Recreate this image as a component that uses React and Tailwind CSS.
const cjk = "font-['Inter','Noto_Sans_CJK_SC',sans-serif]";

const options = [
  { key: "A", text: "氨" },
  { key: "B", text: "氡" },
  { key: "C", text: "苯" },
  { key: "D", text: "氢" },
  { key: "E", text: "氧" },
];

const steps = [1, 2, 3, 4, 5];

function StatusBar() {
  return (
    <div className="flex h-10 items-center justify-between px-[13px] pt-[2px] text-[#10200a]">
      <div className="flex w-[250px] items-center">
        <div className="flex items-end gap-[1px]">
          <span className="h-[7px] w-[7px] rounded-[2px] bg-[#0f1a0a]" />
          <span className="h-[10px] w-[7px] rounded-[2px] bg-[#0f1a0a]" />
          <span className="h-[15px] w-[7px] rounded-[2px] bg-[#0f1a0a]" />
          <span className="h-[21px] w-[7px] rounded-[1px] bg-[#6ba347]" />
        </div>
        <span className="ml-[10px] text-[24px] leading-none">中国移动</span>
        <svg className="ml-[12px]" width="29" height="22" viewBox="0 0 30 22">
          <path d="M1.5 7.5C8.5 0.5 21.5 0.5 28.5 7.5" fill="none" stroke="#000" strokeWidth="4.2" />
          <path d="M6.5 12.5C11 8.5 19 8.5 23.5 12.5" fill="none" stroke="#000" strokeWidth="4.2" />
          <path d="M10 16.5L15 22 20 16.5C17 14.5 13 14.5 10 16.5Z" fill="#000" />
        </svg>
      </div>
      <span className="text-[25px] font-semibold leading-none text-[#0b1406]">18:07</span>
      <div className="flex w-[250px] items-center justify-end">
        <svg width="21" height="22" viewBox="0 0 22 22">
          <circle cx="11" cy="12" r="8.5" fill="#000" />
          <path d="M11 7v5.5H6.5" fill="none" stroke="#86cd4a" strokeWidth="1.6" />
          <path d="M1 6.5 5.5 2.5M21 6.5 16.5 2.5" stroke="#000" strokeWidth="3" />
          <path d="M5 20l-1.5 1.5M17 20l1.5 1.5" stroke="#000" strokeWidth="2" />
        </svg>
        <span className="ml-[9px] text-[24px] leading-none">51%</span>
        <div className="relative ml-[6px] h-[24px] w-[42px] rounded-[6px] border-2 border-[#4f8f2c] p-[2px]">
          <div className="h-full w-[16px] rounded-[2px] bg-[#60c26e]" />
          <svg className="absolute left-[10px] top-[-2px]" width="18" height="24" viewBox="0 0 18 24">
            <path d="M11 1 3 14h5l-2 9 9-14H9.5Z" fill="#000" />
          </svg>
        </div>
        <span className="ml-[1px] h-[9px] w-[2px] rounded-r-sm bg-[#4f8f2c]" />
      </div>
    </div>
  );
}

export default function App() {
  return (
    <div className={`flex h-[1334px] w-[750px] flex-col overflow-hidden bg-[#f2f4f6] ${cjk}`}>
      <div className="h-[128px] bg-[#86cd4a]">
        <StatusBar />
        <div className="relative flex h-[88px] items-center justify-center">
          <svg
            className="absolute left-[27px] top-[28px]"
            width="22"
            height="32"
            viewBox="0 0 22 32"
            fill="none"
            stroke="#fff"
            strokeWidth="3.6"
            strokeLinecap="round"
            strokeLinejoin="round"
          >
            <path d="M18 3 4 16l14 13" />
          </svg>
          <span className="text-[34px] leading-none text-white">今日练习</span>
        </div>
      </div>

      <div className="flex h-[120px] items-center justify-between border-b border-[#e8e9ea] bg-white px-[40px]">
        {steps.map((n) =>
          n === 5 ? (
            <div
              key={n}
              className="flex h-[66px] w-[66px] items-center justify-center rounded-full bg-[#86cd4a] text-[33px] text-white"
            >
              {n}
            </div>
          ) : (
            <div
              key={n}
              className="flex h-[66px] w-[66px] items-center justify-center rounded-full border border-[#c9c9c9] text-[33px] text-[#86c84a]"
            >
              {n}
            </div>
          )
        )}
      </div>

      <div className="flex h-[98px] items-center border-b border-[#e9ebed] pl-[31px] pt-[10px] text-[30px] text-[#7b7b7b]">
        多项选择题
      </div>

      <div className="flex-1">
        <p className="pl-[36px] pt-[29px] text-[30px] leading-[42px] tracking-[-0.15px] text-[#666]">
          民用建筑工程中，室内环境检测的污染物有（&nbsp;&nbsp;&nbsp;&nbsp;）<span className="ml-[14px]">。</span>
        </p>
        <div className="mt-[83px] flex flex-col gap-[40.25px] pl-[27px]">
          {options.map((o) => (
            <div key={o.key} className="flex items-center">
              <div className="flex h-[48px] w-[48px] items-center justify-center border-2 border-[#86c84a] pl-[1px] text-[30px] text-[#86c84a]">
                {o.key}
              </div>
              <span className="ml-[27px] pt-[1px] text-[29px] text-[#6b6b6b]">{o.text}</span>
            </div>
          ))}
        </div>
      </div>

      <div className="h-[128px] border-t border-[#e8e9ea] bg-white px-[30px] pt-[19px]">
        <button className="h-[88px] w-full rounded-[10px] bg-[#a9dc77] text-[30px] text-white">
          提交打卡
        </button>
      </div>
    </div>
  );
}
---
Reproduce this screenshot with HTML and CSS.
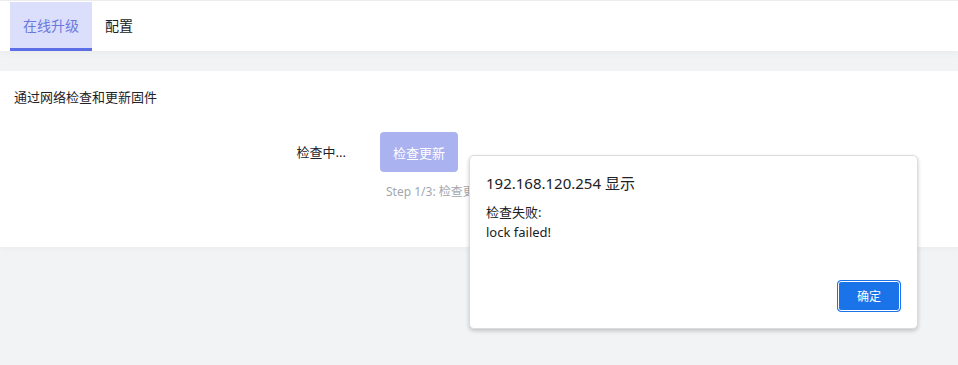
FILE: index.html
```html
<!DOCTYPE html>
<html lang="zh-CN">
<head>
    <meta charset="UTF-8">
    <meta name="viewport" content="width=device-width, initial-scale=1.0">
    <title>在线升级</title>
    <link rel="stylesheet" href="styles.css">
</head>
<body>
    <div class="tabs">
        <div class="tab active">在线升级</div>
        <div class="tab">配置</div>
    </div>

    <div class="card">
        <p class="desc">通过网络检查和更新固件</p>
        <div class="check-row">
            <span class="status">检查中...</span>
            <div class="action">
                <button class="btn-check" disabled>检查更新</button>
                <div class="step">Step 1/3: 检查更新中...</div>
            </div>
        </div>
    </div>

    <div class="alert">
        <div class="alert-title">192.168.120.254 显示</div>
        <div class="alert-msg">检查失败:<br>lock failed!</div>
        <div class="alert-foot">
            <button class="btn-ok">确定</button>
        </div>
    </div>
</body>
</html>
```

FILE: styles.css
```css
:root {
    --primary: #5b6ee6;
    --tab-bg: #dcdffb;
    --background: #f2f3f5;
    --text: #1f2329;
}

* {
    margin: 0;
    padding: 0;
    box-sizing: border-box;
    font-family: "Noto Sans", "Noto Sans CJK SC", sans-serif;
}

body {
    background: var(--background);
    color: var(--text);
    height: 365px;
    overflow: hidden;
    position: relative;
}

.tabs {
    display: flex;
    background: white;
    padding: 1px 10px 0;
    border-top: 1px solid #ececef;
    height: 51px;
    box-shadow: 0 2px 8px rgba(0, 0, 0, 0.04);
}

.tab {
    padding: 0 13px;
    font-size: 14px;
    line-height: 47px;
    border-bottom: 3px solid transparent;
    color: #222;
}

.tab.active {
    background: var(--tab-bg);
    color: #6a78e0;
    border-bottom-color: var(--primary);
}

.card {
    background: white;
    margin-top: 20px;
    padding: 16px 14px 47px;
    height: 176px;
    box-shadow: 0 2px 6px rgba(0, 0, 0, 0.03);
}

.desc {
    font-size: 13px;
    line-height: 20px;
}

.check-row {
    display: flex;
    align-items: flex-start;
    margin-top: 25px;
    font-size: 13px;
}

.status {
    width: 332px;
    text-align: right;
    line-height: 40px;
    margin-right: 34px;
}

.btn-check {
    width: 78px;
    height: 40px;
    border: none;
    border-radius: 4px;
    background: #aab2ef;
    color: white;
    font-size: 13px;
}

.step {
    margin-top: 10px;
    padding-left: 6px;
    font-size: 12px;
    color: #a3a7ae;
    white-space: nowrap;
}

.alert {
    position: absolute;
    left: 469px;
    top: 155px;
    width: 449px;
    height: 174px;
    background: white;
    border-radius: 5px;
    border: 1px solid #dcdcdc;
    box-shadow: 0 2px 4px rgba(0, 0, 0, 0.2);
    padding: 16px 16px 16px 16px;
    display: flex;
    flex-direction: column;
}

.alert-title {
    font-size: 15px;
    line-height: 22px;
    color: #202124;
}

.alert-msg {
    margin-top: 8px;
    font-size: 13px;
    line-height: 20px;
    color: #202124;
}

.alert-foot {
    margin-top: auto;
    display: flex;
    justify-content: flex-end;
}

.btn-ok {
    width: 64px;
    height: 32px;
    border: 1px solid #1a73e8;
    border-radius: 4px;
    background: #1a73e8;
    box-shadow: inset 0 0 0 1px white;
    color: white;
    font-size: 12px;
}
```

- [Requirement]: Copy all lines from the material that contain "this".

- [Expected output]:
Recreate this image as a component that uses React and Tailwind CSS.
Reproduce this screenshot with HTML and CSS.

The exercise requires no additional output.